Paratroopers have looked back to their proud history as they prepare for the challenges of future operations.
This weekend, C (Bruneval) Company, 2nd Battalion The Parachute Regiment is marking the 75th anniversary of Operation BITING. The Second World War raid on northern France was the first successful British airborne mission.
The February 1942 operation saw C Company 2nd Parachute Battalion parachute in to assault a German radar station at Bruneval, near Le Havre. The paratroopers captured radar equipment and technicians, before being picked up by the Royal Navy. The raid enabled radar countermeasures to be developed and was a massive morale boost, showing that Britain could strike back at Nazi-occupied Europe.

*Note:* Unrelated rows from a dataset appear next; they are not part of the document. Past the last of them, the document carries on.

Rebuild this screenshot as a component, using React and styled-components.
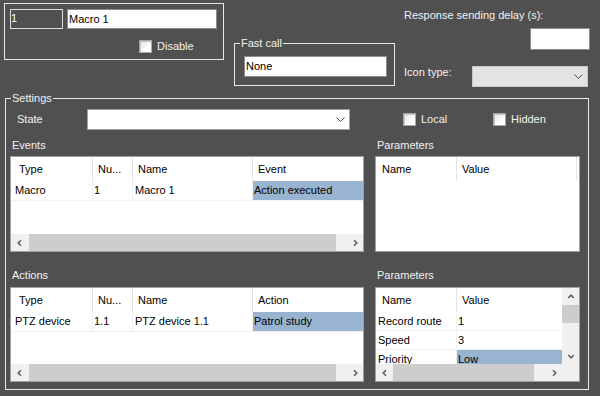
import React from "react";
import styled, { createGlobalStyle } from "styled-components";

const GlobalStyle = createGlobalStyle`
  html, body {
    margin: 0;
    padding: 0;
    background: #505050;
  }
  body {
    font-family: "Liberation Sans", Arial, sans-serif;
    font-size: 11px;
  }
  * {
    box-sizing: border-box;
  }
`;

const Window = styled.div`
  width: 600px;
  height: 396px;
  background: #505050;
  color: #f2f2f2;
  padding: 3px 0 0 4px;
  display: flex;
  flex-direction: column;
  overflow: hidden;
  line-height: 13px;
`;

const TopRow = styled.div`
  display: flex;
  align-items: flex-start;
  height: 95px;
  flex: none;
`;

const MacroBox = styled.div`
  width: 220px;
  height: 57px;
  border: 1px solid #e8e8e8;
  padding: 5px 0 0 5px;
`;

const FieldRow = styled.div`
  display: flex;
  gap: 4px;
`;

const NumberField = styled.div`
  width: 53px;
  height: 20px;
  border: 1px solid #dcdcdc;
  color: #ffffff;
  padding: 2px 0 0 0;
`;

const TextField = styled.div`
  width: ${(p) => p.$w}px;
  height: ${(p) => p.$h}px;
  background: #ffffff;
  border: 1px solid #8c8c8c;
  color: #000;
  padding: 0 0 0 1px;
  display: flex;
  align-items: center;
`;

const CheckItem = styled.div`
  display: flex;
  align-items: center;
  gap: 5px;
  height: 13px;
  width: ${(p) => (p.$w ? `${p.$w}px` : "auto")};
  margin-left: ${(p) => p.$ml || 0}px;
  margin-top: ${(p) => p.$mt || 0}px;
`;

const CheckBox = styled.span`
  width: 13px;
  height: 13px;
  flex: none;
  border: 1px solid #a8a8a8;
  background: linear-gradient(135deg, #e2e2e2, #ffffff 70%);
  box-shadow: inset 1px 1px 0 #c4c4c4;
`;

const Group = styled.div`
  position: relative;
  border: 1px solid #e8e8e8;
`;

const GroupCaption = styled.span`
  position: absolute;
  top: -7px;
  left: 5px;
  padding: 0 1px;
  background: #505050;
  line-height: 13px;
  white-space: nowrap;
`;

const FastBox = styled(Group)`
  margin: 40px 0 0 10px;
  width: 161px;
  height: 43px;
  padding: 12px 0 0 9px;
`;

const RightCol = styled.div`
  margin-left: 9px;
  width: 186px;
  padding-top: 6px;
  display: flex;
  flex-direction: column;
`;

const DelayField = styled(TextField)`
  align-self: flex-end;
  margin-top: 6px;
`;

const IconRow = styled.div`
  display: flex;
  align-items: flex-start;
  margin-top: 16px;
`;

const IconLabel = styled.span`
  width: 68px;
  padding-top: 0;
`;

const Combo = styled.div`
  width: ${(p) => p.$w}px;
  height: 21px;
  border: 1px solid ${(p) => (p.$disabled ? "#c8c8c8" : "#a0a0a0")};
  background: ${(p) => (p.$disabled ? "#e3e3e3" : "#ffffff")};
  display: flex;
  align-items: center;
  justify-content: flex-end;
  padding-right: 4px;
`;

const Settings = styled(Group)`
  margin-left: 1px;
  width: 584px;
  height: 292px;
  padding: 10px 7px 0 4px;
  flex: none;
`;

const StateRow = styled.div`
  display: flex;
  align-items: center;
  height: 21px;
`;

const StateLabel = styled.span`
  width: 77px;
  padding-left: 7px;
`;

const Panes = styled.div`
  display: flex;
  gap: 11px;
  margin-top: 9px;
`;

const Column = styled.div`
  width: ${(p) => p.$w}px;
  display: flex;
  flex-direction: column;
`;

const SectionLabel = styled.div`
  height: 13px;
  padding-left: 2px;
  margin-top: ${(p) => p.$mt || 0}px;
  margin-bottom: ${(p) => p.$mb}px;
`;

const ListView = styled.div`
  height: ${(p) => p.$h}px;
  border: 1px solid #a0a0a0;
  background: #ffffff;
  color: #000;
  display: flex;
  flex-direction: column;
  overflow: hidden;
`;

const ScrollFrame = styled(ListView)`
  display: grid;
  grid-template-columns: 1fr 17px;
  grid-template-rows: 1fr 17px;
`;

const ListContent = styled.div`
  overflow: hidden;
  display: flex;
  flex-direction: column;
`;

const HeaderRow = styled.div`
  display: grid;
  grid-template-columns: ${(p) => p.$cols};
  height: 24px;
  flex: none;
`;

const HeaderCell = styled.div`
  padding: 6px 0 0 ${(p) => p.$pad}px;
  border-right: 1px solid #e5e5e5;
  white-space: nowrap;
  overflow: hidden;
  &:last-child {
    border-right: none;
  }
`;

const DataRow = styled.div`
  display: grid;
  grid-template-columns: ${(p) => p.$cols};
  height: ${(p) => p.$h}px;
  border-bottom: 1px solid #f0f0f0;
  flex: none;
`;

const DataCell = styled.div`
  padding: 3px 0 0 ${(p) => p.$pad}px;
  border-right: 1px solid #f0f0f0;
  background: ${(p) => (p.$selected ? "#99b4d1" : "transparent")};
  white-space: nowrap;
  overflow: hidden;
  &:last-child {
    border-right: none;
  }
`;

const Spacer = styled.div`
  flex: 1;
`;

const HScroll = styled.div`
  display: flex;
  height: 17px;
  background: #f0f0f0;
  flex: none;
`;

const VScroll = styled.div`
  display: flex;
  flex-direction: column;
  width: 17px;
  background: #f0f0f0;
`;

const ArrowBtn = styled.div`
  width: 17px;
  height: 17px;
  flex: none;
  display: flex;
  align-items: center;
  justify-content: center;
`;

const Track = styled.div`
  flex: 1;
  display: flex;
  flex-direction: ${(p) => (p.$vertical ? "column" : "row")};
  padding-${(p) => (p.$vertical ? "top" : "left")}: ${(p) => p.$offset}px;
`;

const Thumb = styled.div`
  flex: none;
  background: #cdcdcd;
  ${(p) => (p.$vertical ? `height: ${p.$size}px;` : `width: ${p.$size}px;`)}
`;

const Corner = styled.div`
  background: #f0f0f0;
`;

const arrowPaths = {
  left: "M5 1.2 L2.2 4 L5 6.8",
  right: "M3 1.2 L5.8 4 L3 6.8",
  up: "M1.2 5 L4 2.2 L6.8 5",
  down: "M1.2 3 L4 5.8 L6.8 3",
};

function Arrow({ dir }) {
  return (
    <svg width="8" height="8" viewBox="0 0 8 8">
      <path d={arrowPaths[dir]} fill="none" stroke="#606060" strokeWidth="1.6" />
    </svg>
  );
}

function ComboChevron() {
  return (
    <svg width="9" height="5" viewBox="0 0 9 5">
      <path d="M0.5 0.5 L4.5 4.5 L8.5 0.5" fill="none" stroke="#505050" strokeWidth="1" />
    </svg>
  );
}

function HorizontalBar({ offset, size }) {
  return (
    <HScroll>
      <ArrowBtn>
        <Arrow dir="left" />
      </ArrowBtn>
      <Track $offset={offset}>
        <Thumb $size={size} />
      </Track>
      <ArrowBtn>
        <Arrow dir="right" />
      </ArrowBtn>
    </HScroll>
  );
}

const tableCols = "82px 40px 120px 1fr";
const paramCols = "81px 120px 1fr";

function ItemTable({ last, rows, height }) {
  return (
    <ListView $h={height}>
      <HeaderRow $cols={tableCols}>
        <HeaderCell $pad={8}>Type</HeaderCell>
        <HeaderCell $pad={5}>Nu...</HeaderCell>
        <HeaderCell $pad={5}>Name</HeaderCell>
        <HeaderCell $pad={5}>{last}</HeaderCell>
      </HeaderRow>
      {rows.map((r) => (
        <DataRow key={r.name} $cols={tableCols} $h={20}>
          <DataCell $pad={4}>{r.type}</DataCell>
          <DataCell $pad={1}>{r.num}</DataCell>
          <DataCell $pad={2}>{r.name}</DataCell>
          <DataCell $pad={1} $selected>
            {r.value}
          </DataCell>
        </DataRow>
      ))}
      <Spacer />
      <HorizontalBar offset={1} size={307} />
    </ListView>
  );
}

function ParamHeader() {
  return (
    <HeaderRow $cols={paramCols}>
      <HeaderCell $pad={6}>Name</HeaderCell>
      <HeaderCell $pad={5}>Value</HeaderCell>
      <HeaderCell $pad={0} />
    </HeaderRow>
  );
}

const actionParams = [
  { name: "Record route", value: "1" },
  { name: "Speed", value: "3" },
  { name: "Priority", value: "Low", selected: true },
];

export default function App() {
  return (
    <>
      <GlobalStyle />
      <Window>
        <TopRow>
          <MacroBox>
            <FieldRow>
              <NumberField>1</NumberField>
              <TextField $w={150} $h={20}>
                Macro 1
              </TextField>
            </FieldRow>
            <CheckItem $ml={129} $mt={11}>
              <CheckBox />
              Disable
            </CheckItem>
          </MacroBox>
          <FastBox>
            <GroupCaption>Fast call</GroupCaption>
            <TextField $w={143} $h={21}>
              None
            </TextField>
          </FastBox>
          <RightCol>
            <span>Response sending delay (s):</span>
            <DelayField $w={60} $h={22} />
            <IconRow>
              <IconLabel>Icon type:</IconLabel>
              <Combo $w={116} $disabled>
                <ComboChevron />
              </Combo>
            </IconRow>
          </RightCol>
        </TopRow>

        <Settings>
          <GroupCaption>Settings</GroupCaption>
          <StateRow>
            <StateLabel>State</StateLabel>
            <Combo $w={263}>
              <ComboChevron />
            </Combo>
            <CheckItem $ml={53} $w={90}>
              <CheckBox />
              Local
            </CheckItem>
            <CheckItem>
              <CheckBox />
              Hidden
            </CheckItem>
          </StateRow>

          <Panes>
            <Column $w={354}>
              <SectionLabel $mb={4}>Events</SectionLabel>
              <ItemTable
                height={96}
                last="Event"
                rows={[{ type: "Macro", num: "1", name: "Macro 1", value: "Action executed" }]}
              />
              <SectionLabel $mt={17} $mb={5}>
                Actions
              </SectionLabel>
              <ItemTable
                height={95}
                last="Action"
                rows={[{ type: "PTZ device", num: "1.1", name: "PTZ device 1.1", value: "Patrol study" }]}
              />
            </Column>

            <Column $w={205}>
              <SectionLabel $mb={4}>Parameters</SectionLabel>
              <ListView $h={96}>
                <ParamHeader />
              </ListView>
              <SectionLabel $mt={17} $mb={5}>
                Parameters
              </SectionLabel>
              <ScrollFrame $h={95}>
                <ListContent>
                  <ParamHeader />
                  {actionParams.map((p) => (
                    <DataRow key={p.name} $cols={paramCols} $h={19}>
                      <DataCell $pad={2}>{p.name}</DataCell>
                      <DataCell $pad={1} $selected={p.selected}>
                        {p.value}
                      </DataCell>
                      <DataCell $pad={0} />
                    </DataRow>
                  ))}
                </ListContent>
                <VScroll>
                  <ArrowBtn>
                    <Arrow dir="up" />
                  </ArrowBtn>
                  <Track $vertical $offset={0}>
                    <Thumb $vertical $size={18} />
                  </Track>
                  <ArrowBtn>
                    <Arrow dir="down" />
                  </ArrowBtn>
                </VScroll>
                <HorizontalBar offset={0} size={141} />
                <Corner />
              </ScrollFrame>
            </Column>
          </Panes>
        </Settings>
      </Window>
    </>
  );
}
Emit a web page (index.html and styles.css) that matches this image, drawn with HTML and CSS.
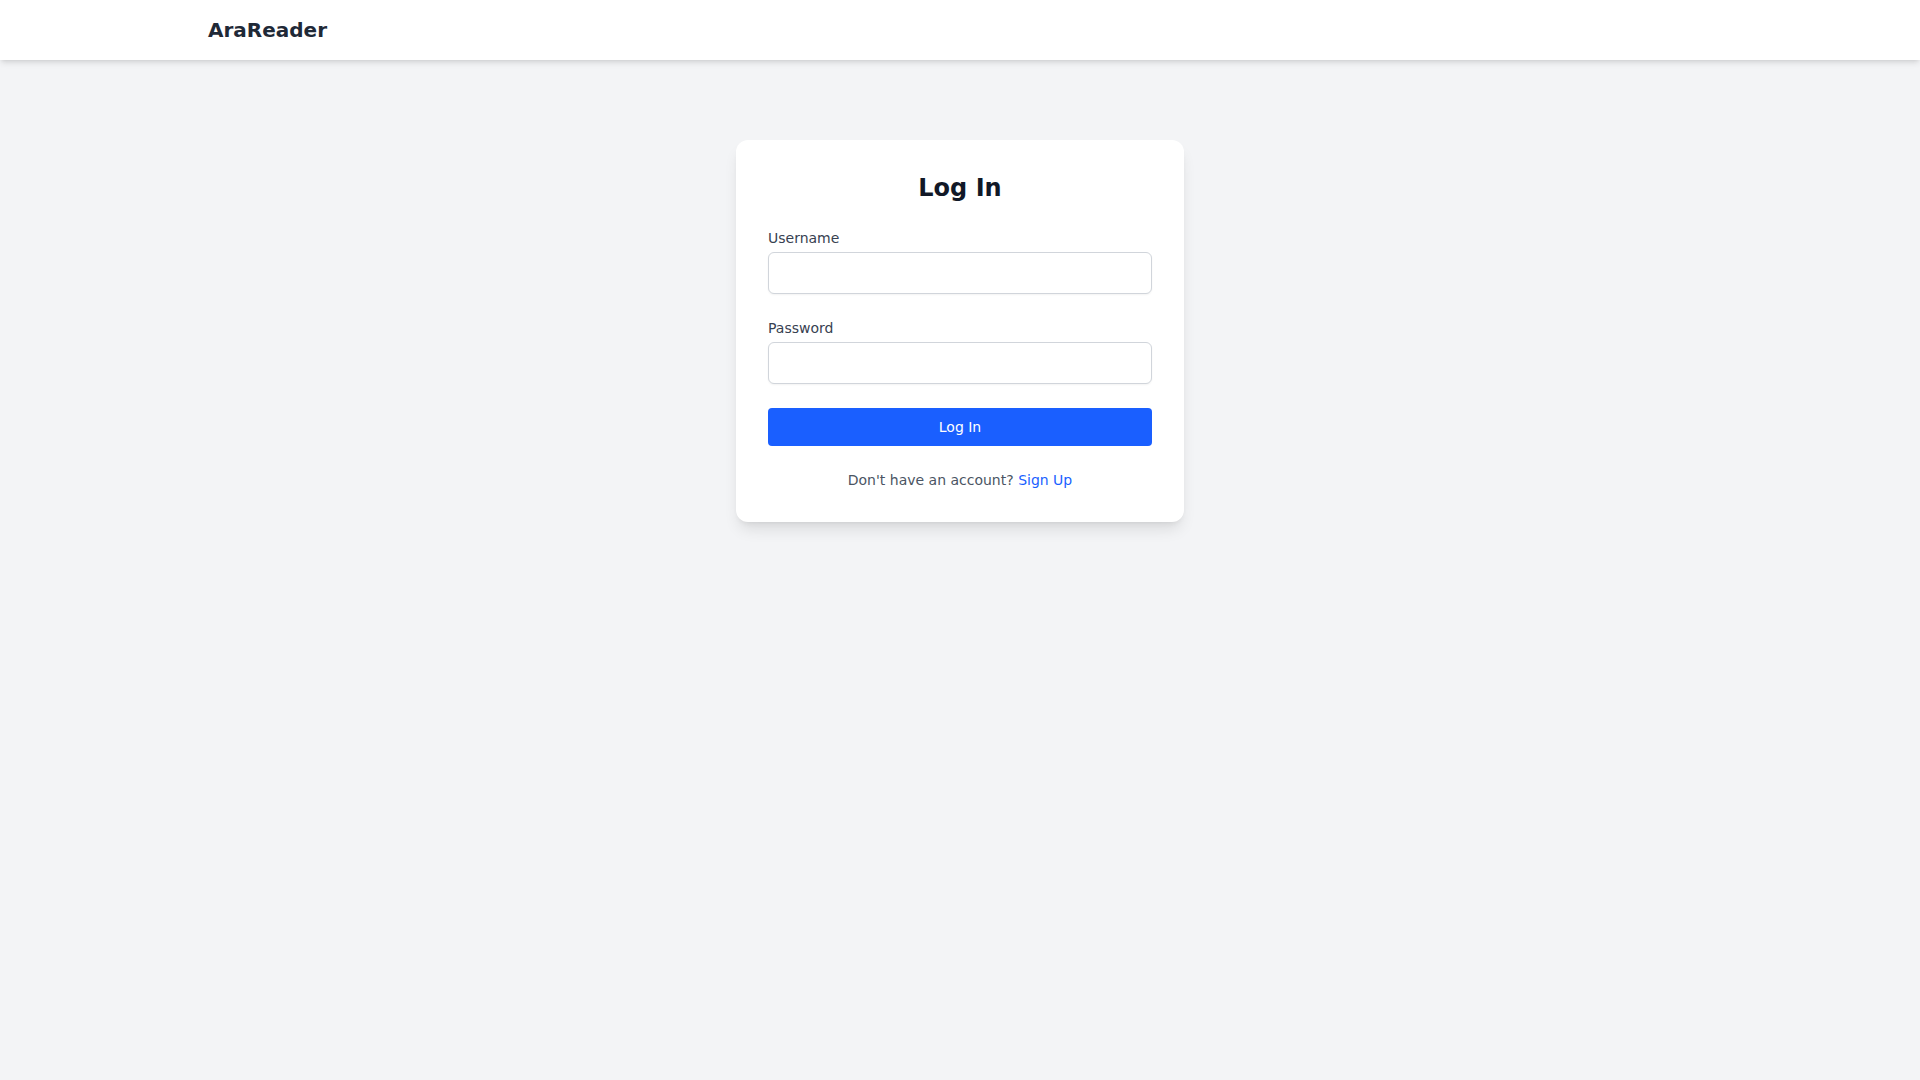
FILE: index.html
```html
<!DOCTYPE html>
<html lang="en">
<head>
<meta charset="utf-8">
<title>AraReader - Log In</title>
<link rel="stylesheet" href="styles.css">
</head>
<body>
<header class="topbar">
  <div class="container">
    <span class="brand">AraReader</span>
  </div>
</header>
<main class="main">
  <div class="card">
    <h1 class="card-title">Log In</h1>
    <form class="form">
      <div class="field">
        <label class="label" for="username">Username</label>
        <input class="input" id="username" type="text">
      </div>
      <div class="field">
        <label class="label" for="password">Password</label>
        <input class="input" id="password" type="password">
      </div>
      <button class="btn" type="button">Log In</button>
    </form>
    <p class="footnote">Don't have an account? <a class="link" href="#">Sign Up</a></p>
  </div>
</main>
</body>
</html>
```
FILE: styles.css
```css
* { box-sizing: border-box; }
html, body { margin: 0; padding: 0; }
body {
  background: #f3f4f6;
  font-family: "DejaVu Sans", sans-serif;
  color: #111827;
  min-height: 100vh;
}
.topbar {
  position: relative;
  background: #ffffff;
  box-shadow: 0 4px 6px -1px rgba(0,0,0,0.1), 0 2px 4px -2px rgba(0,0,0,0.1);
}
.container {
  max-width: 1536px;
  margin: 0 auto;
  padding: 16px;
}
.brand {
  display: block;
  font-size: 20px;
  line-height: 28px;
  font-weight: 700;
  color: #1f2937;
}
.main {
  display: flex;
  justify-content: center;
  padding-top: 80px;
}
.card {
  width: 448px;
  background: #ffffff;
  border-radius: 12px;
  box-shadow: 0 10px 15px -3px rgba(0,0,0,0.1), 0 4px 6px -4px rgba(0,0,0,0.1);
  padding: 32px;
}
.card-title {
  margin: 0 0 24px;
  text-align: center;
  font-size: 24px;
  line-height: 32px;
  font-weight: 700;
  color: #111827;
}
.form { margin: 0; }
.field { margin-bottom: 24px; }
.label {
  display: block;
  font-size: 14px;
  line-height: 20px;
  color: #374151;
  margin-bottom: 4px;
}
.input {
  display: block;
  width: 100%;
  height: 42px;
  padding: 8px 12px;
  font-family: inherit;
  font-size: 16px;
  line-height: 24px;
  border: 1px solid #d1d5db;
  border-radius: 6px;
  background: #ffffff;
  box-shadow: 0 1px 2px 0 rgba(0,0,0,0.05);
  outline: none;
}
.btn {
  display: block;
  width: 100%;
  height: 38px;
  padding: 0 16px;
  border: none;
  border-radius: 4px;
  background: #1a5fff;
  color: #ffffff;
  font-family: inherit;
  font-size: 14px;
  line-height: 20px;
  cursor: pointer;
}
.footnote {
  margin: 24px 0 0;
  text-align: center;
  font-size: 14px;
  line-height: 20px;
  color: #4b5563;
}
.link {
  color: #1a5fff;
  text-decoration: none;
}
```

Bruneval was the first battle honour awarded to The Parachute Regiment and the name is carried by C (Brun) Coy 2 PARA in tribute to the men who carried out the raid and helped set the standards that paratroopers are expected to meet.
Four of the paratroopers who took part in the Bruneval raid in 1942. Image from The Museum of the Parachute Regiment and Airborne Forces.
The in-depth study of Operation BITING has relevance to the modern role of 2 PARA, with a company raid on a key strategic target, an operation that the unit could be tasked with. Learning what went into the preparation and execution of the successful Bruneval raid will give paratroopers an insight into how they might conduct a similar mission.
2 PARA’s core role is to alternate with 3rd Battalion The Parachute Regiment as the lead unit in the Air Assault Task Force, which is ready to deploy anywhere in the world to conduct the full range of military operations. 2 PARA is training to take on the AATF role in spring 2017, with the unit’s airborne infantry bolstered by artillery, engineers, signallers, medics and logisticians from 16 Air Assault Brigade.